Les mises en demeure de traitements invalidants à l’encontre de sujets en bonne santé sont par conséquent anticonstitutionnelles.
Mais de quoi parlons-nous ? De criminalité, de violence, d’instinct « premier » certes, mais aussi… d’érotisme et de sentiments, même s’ils ont trahi leur « humanitude » ! L’actualité récente l’atteste avec cynisme : l’émoi que suscite dans l’opinion la prescription d’un aphrodisiaque en milieu carcéral signale en réalité l’impréparation des professionnels à aborder la sexualité. Le Viagra, un « ascenseur pour l’échafaud » ? Tout au plus un acompte sur le prix du plaisir… La troisième faille du système est d’ordre académique et non plus structurel ou idéologique, elle peut donc être comblée et bouleverser la donne actuelle. Combien de temps encore faudra-t-il tolérer que le savoir sexologique des psychiatres et des psychologues demeure aussi insignifiant.
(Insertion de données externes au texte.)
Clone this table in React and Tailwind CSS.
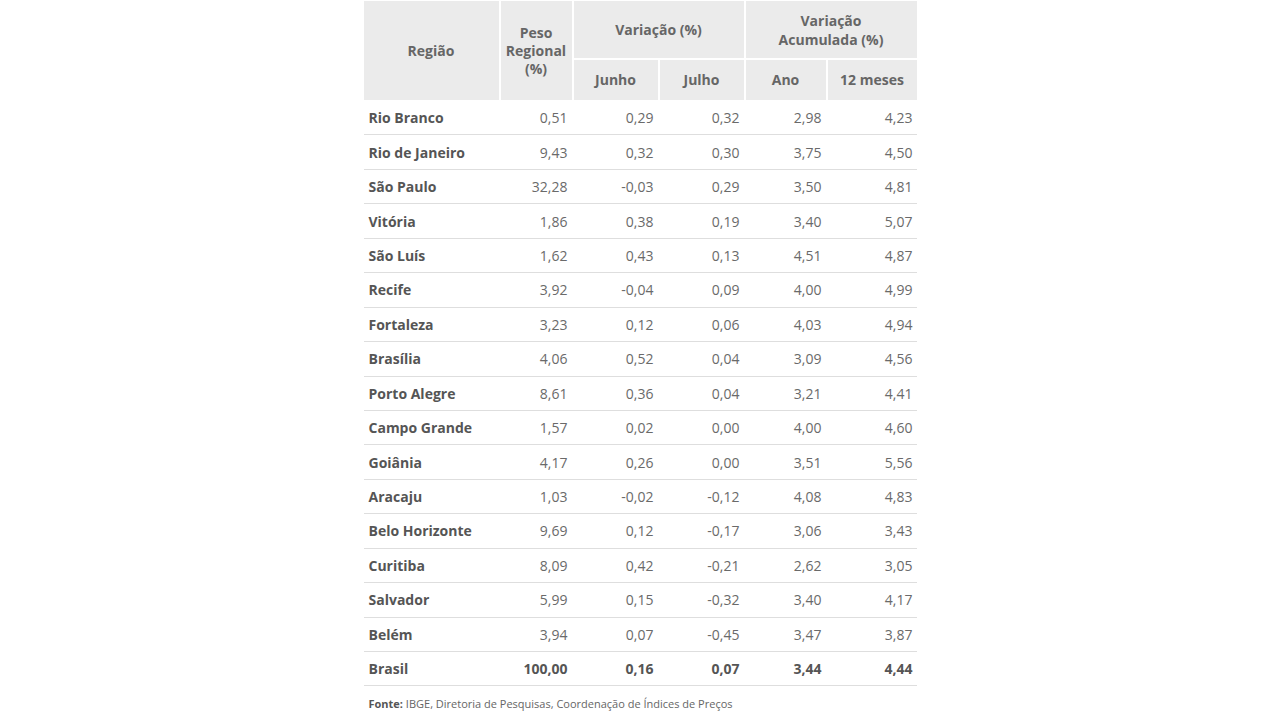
import React from "react";

const rows = [
  ["Rio Branco", "0,51", "0,29", "0,32", "2,98", "4,23"],
  ["Rio de Janeiro", "9,43", "0,32", "0,30", "3,75", "4,50"],
  ["São Paulo", "32,28", "-0,03", "0,29", "3,50", "4,81"],
  ["Vitória", "1,86", "0,38", "0,19", "3,40", "5,07"],
  ["São Luís", "1,62", "0,43", "0,13", "4,51", "4,87"],
  ["Recife", "3,92", "-0,04", "0,09", "4,00", "4,99"],
  ["Fortaleza", "3,23", "0,12", "0,06", "4,03", "4,94"],
  ["Brasília", "4,06", "0,52", "0,04", "3,09", "4,56"],
  ["Porto Alegre", "8,61", "0,36", "0,04", "3,21", "4,41"],
  ["Campo Grande", "1,57", "0,02", "0,00", "4,00", "4,60"],
  ["Goiânia", "4,17", "0,26", "0,00", "3,51", "5,56"],
  ["Aracaju", "1,03", "-0,02", "-0,12", "4,08", "4,83"],
  ["Belo Horizonte", "9,69", "0,12", "-0,17", "3,06", "3,43"],
  ["Curitiba", "8,09", "0,42", "-0,21", "2,62", "3,05"],
  ["Salvador", "5,99", "0,15", "-0,32", "3,40", "4,17"],
  ["Belém", "3,94", "0,07", "-0,45", "3,47", "3,87"],
];

const total = ["Brasil", "100,00", "0,16", "0,07", "3,44", "4,44"];

const cols = "grid grid-cols-[135px_71px_84px_84px_80px_89px] gap-x-[2px]";

function Row({ r, bold }) {
  return (
    <div className={`${cols} h-[34.44px] border-b border-[#dedede] items-center`}>
      <div className="px-[5px] font-bold text-[#555555]">{r[0]}</div>
      {r.slice(1).map((v, i) => (
        <div
          key={i}
          className={`px-[4px] text-right ${bold ? "font-bold text-[#555555]" : "text-[#6a6a6a]"}`}
        >
          {v}
        </div>
      ))}
    </div>
  );
}

export default function App() {
  return (
    <div
      className="w-[1280px] h-[720px] bg-white flex justify-center"
      style={{ fontFamily: '"Open Sans", "Liberation Sans", sans-serif' }}
    >
      <div className="w-[553px] pt-[1px] text-[14px]">
        <div className="grid grid-cols-[135px_71px_84px_84px_80px_89px] grid-rows-[57px_40px] gap-[2px] font-bold text-[#666666] text-center leading-[18px]">
          <div className="row-span-2 bg-[#ebebeb] flex items-center justify-center">Região</div>
          <div className="row-span-2 bg-[#ebebeb] flex items-center justify-center">
            Peso
            <br />
            Regional
            <br />
            (%)
          </div>
          <div className="col-span-2 bg-[#ebebeb] flex items-center justify-center">Variação (%)</div>
          <div className="col-span-2 bg-[#ebebeb] flex items-center justify-center leading-[19px]">
            Variação
            <br />
            Acumulada (%)
          </div>
          <div className="bg-[#ebebeb] flex items-center justify-center">Junho</div>
          <div className="bg-[#ebebeb] flex items-center justify-center">Julho</div>
          <div className="bg-[#ebebeb] flex items-center justify-center">Ano</div>
          <div className="bg-[#ebebeb] flex items-center justify-center">12 meses</div>
        </div>
        <div className="mt-[1px]">
          {rows.map((r) => (
            <Row key={r[0]} r={r} />
          ))}
          <Row r={total} bold />
        </div>
        <div className="mt-[10px] px-[5px] text-[11px] text-[#666666]">
          <span className="font-bold text-[#555555]">Fonte:</span> IBGE, Diretoria de Pesquisas, Coordenação de Índices de Preços
        </div>
      </div>
    </div>
  );
}
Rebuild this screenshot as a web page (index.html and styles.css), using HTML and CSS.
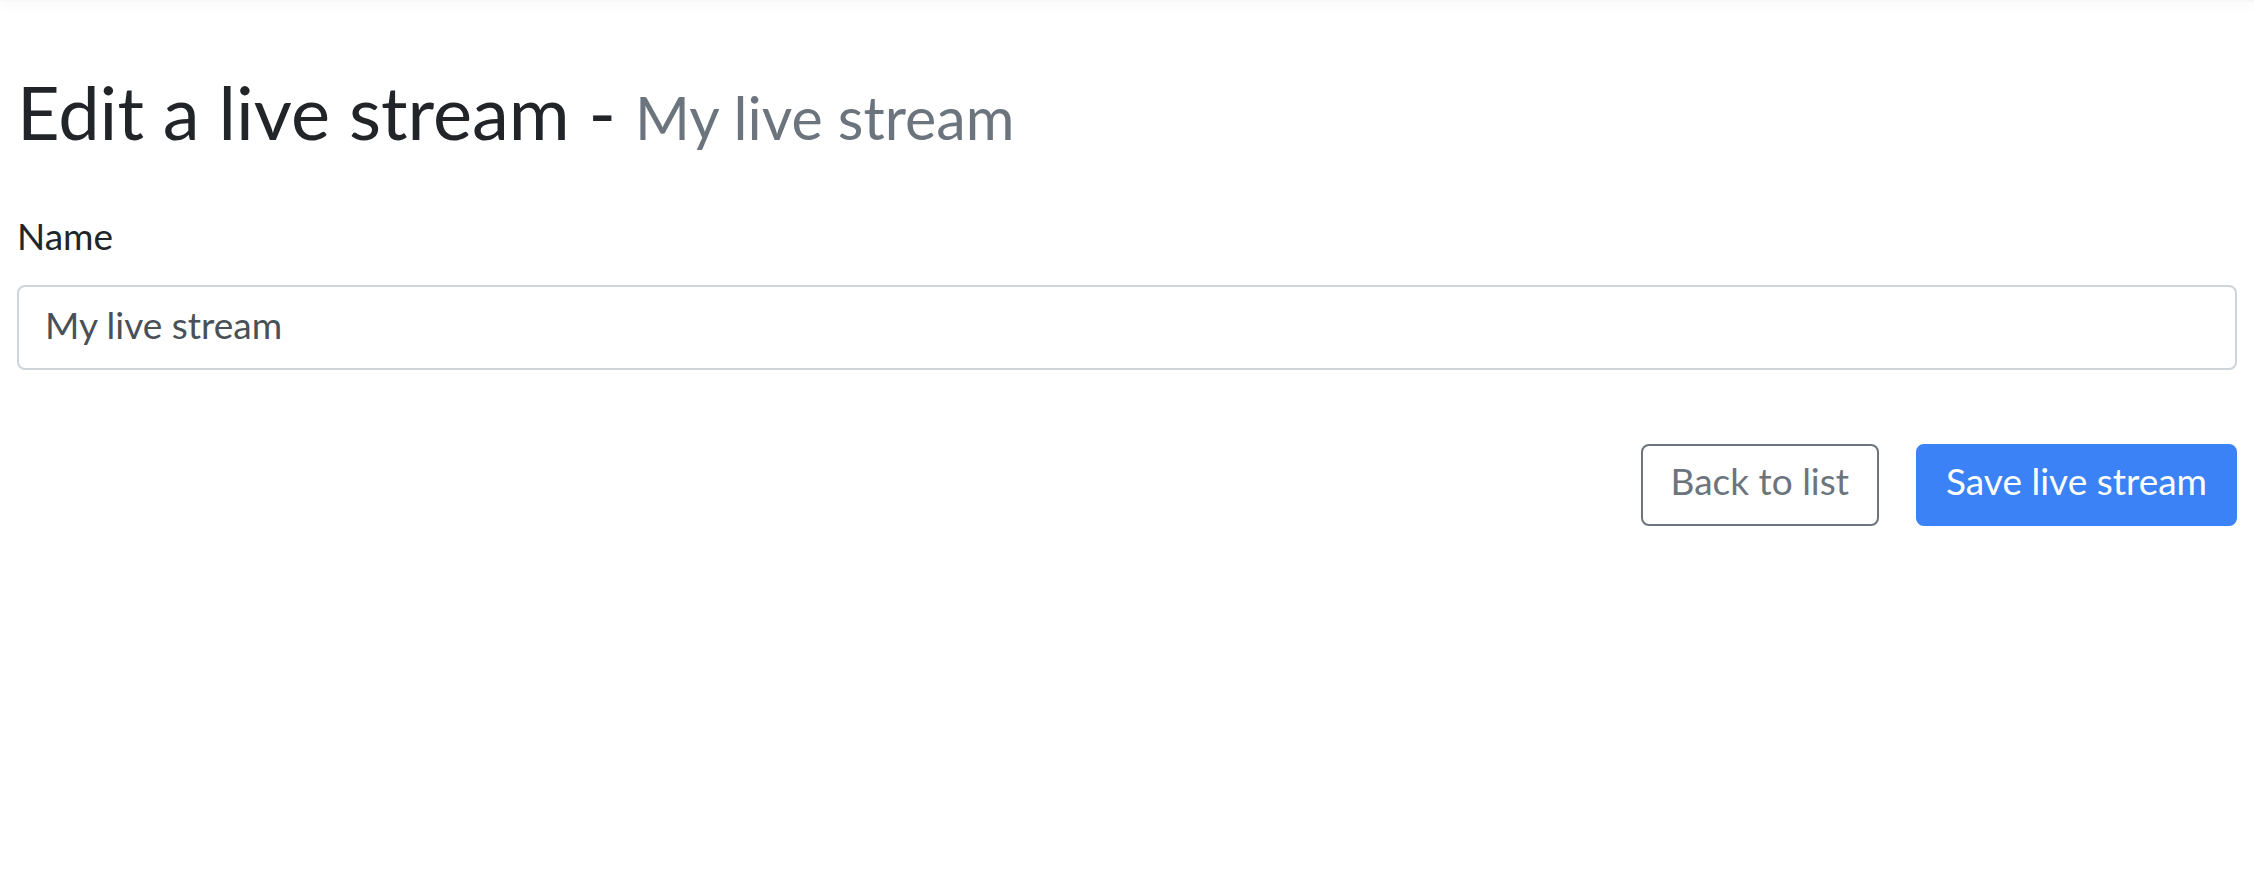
FILE: index.html
```html
<!DOCTYPE html>
<html lang="en">
<head>
<meta charset="utf-8">
<title>Edit a live stream</title>
<link rel="stylesheet" href="styles.css">
</head>
<body>
<header class="topbar"></header>
<main class="page">
  <h1 class="title">Edit a live stream - <small class="title-sub">My live stream</small></h1>
  <form class="form">
    <div class="field">
      <label class="label" for="name">Name</label>
      <input class="input" id="name" type="text" value="My live stream">
    </div>
    <div class="actions">
      <a class="btn btn-outline" href="#">Back to list</a>
      <button class="btn btn-primary" type="button">Save live stream</button>
    </div>
  </form>
</main>
</body>
</html>
```

FILE: styles.css
```css
* { box-sizing: border-box; }
html, body { margin: 0; padding: 0; background: #fff; }
body {
  font-family: Lato, "Noto Sans", sans-serif;
  font-size: 37px;
  line-height: 1.5;
  color: #212529;
}
.topbar {
  height: 2px;
  background: #f7f7f7;
  box-shadow: 0 3px 9px rgba(0, 0, 0, 0.09);
}
.page {
  padding: 66px 17px 0 17px;
}
.title {
  margin: 0 0 51px 0;
  font-size: 74px;
  font-weight: 400;
  line-height: 1.2;
  color: #212529;
}
.title-sub {
  font-size: 80%;
  color: #6c757d;
}
.field {
  display: flex;
  flex-direction: column;
}
.label {
  margin-bottom: 22px;
  color: #212529;
}
.input {
  height: 85px;
  padding: 0 26px 7px 26px;
  font: inherit;
  color: #495057;
  border: 2px solid #ced4da;
  border-radius: 8px;
  background: #fff;
  outline: none;
}
.actions {
  display: flex;
  justify-content: flex-end;
  gap: 37px;
  margin-top: 74px;
}
.btn {
  display: inline-flex;
  align-items: center;
  justify-content: center;
  height: 82px;
  padding: 0 28px 10px 28px;
  font: inherit;
  border-radius: 8px;
  border: 2px solid transparent;
  text-decoration: none;
  cursor: pointer;
}
.btn-outline {
  color: #6c757d;
  border-color: #6c757d;
  background: #fff;
}
.btn-primary {
  color: #fff;
  background: #3b82f6;
  border-color: #3b82f6;
}
```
La formation postuniversitaire en sexologie est indispensable. Par défaut d’ouverture sur les sciences du comportement sexuel les expertises sont appauvries. En faisant l’impasse sur le thème tabou de la jouissance les évaluations pronostiques sont miniaturisées. Or, il s’agit bien là du rouage central du processus criminogène. Qu’il soit convoité, fantasmé, récusé, invincible, ou apaisant, l’orgasme est l’horizon du passage à l’acte. La fonction érotique est démesurée chez tout auteur de sexualité illicite. Hors normes ne signifie pas hors-jeu social et relationnel : le portrait-robot du pervers est un leurre. La représentation minimaliste de la sexualité humaine s’est considérablement aggravée depuis 1998 avec l’intrusion de l’industrie pharmaceutique dans le champ de l’intimité : nous devons à la simplification mercantile de ses messages publicitaires la vulgarisation d’un concept de « santé sexuelle » qui nie la question du plaisir et de ses valeurs. Dans un but opposé, sans étayage sexologique, sans renfort thérapeutique pluridisciplinaire, les injonctions de castration médicamenteuse ne peuvent avoir la portée qu’on leur assigne, mais risquent de n’être qu’une réplique répressive d’un même mode de pensée vétérinaire de la sexualité humaine.